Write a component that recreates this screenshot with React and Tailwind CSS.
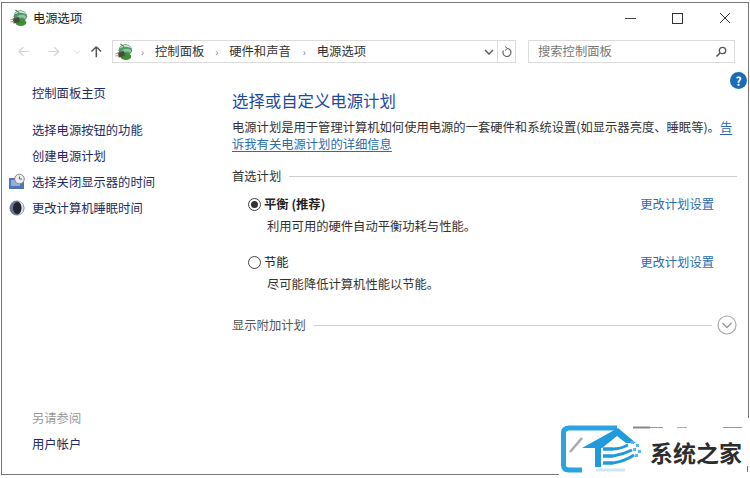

+--

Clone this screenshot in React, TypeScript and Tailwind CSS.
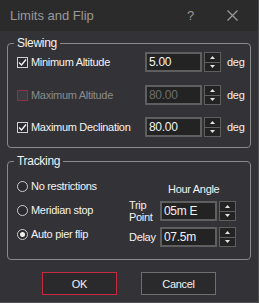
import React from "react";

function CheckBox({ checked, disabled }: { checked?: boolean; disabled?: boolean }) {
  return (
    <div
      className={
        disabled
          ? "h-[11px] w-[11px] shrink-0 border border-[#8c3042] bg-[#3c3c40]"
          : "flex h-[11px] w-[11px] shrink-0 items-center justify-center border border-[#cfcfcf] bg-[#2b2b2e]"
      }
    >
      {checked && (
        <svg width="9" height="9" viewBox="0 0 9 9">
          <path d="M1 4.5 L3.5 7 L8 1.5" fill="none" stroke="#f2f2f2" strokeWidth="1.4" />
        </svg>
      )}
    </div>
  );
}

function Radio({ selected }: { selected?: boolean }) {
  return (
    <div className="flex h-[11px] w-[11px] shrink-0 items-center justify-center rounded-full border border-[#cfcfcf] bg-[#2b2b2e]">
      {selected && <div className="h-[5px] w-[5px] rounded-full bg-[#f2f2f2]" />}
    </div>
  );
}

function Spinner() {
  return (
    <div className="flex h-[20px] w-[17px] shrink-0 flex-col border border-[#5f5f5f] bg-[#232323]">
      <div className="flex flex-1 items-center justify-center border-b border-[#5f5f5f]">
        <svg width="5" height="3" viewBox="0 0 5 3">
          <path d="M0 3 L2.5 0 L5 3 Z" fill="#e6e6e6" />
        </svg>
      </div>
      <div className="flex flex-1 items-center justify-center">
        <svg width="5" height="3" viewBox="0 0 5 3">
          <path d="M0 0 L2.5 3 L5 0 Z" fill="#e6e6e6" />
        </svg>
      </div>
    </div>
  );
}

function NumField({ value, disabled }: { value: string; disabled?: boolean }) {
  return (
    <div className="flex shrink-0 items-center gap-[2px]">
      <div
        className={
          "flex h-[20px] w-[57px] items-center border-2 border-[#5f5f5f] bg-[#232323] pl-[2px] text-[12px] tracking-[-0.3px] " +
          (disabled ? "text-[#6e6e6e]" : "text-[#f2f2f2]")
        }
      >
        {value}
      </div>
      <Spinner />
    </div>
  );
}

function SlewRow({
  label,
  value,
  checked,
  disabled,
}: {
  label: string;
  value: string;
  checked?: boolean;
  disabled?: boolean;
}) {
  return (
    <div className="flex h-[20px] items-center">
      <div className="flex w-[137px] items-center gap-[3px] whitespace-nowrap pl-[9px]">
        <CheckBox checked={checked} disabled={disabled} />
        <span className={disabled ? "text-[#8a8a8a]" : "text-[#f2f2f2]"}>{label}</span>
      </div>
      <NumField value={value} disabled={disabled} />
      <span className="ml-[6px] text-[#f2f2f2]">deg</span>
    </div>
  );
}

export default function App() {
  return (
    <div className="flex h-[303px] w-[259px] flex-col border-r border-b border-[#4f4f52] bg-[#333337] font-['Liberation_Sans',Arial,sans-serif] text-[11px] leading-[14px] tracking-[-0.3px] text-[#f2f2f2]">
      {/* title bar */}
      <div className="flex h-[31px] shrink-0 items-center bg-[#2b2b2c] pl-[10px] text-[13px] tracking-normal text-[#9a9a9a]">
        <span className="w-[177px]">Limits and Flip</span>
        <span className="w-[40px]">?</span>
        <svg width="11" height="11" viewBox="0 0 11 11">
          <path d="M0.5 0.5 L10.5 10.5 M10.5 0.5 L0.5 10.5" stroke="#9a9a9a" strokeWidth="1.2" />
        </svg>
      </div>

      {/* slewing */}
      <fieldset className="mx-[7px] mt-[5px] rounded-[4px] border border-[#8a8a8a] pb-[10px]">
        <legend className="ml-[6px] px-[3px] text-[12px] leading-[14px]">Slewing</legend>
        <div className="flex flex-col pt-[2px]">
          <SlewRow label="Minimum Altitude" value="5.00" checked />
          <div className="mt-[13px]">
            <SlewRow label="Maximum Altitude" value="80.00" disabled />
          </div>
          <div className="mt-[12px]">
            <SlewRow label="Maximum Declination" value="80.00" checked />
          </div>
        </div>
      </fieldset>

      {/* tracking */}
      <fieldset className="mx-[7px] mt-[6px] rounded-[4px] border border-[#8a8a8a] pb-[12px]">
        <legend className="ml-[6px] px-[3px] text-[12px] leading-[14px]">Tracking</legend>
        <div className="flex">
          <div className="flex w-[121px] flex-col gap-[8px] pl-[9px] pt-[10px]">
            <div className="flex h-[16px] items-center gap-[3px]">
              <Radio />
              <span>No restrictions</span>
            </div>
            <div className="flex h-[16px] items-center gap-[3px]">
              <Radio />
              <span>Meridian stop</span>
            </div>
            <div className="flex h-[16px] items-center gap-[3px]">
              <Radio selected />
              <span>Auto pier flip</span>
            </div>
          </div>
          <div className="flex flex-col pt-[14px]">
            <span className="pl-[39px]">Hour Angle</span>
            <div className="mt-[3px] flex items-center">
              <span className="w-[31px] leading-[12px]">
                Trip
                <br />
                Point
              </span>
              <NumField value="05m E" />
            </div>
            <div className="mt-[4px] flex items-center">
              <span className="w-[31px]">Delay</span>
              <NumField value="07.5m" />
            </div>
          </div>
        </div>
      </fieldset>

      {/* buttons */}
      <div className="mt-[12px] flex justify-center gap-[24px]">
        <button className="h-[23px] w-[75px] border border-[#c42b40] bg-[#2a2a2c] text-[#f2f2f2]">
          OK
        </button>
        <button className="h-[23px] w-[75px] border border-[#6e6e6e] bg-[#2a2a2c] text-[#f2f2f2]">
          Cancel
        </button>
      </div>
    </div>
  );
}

+--

*Written request:*
Set down exactly the lines above, from the line containing "Clone this screenshot" through the line containing "import React from". Skip the pictures.

*Answer to this exercise:*
Clone this screenshot in React, TypeScript and Tailwind CSS.
import React from "react";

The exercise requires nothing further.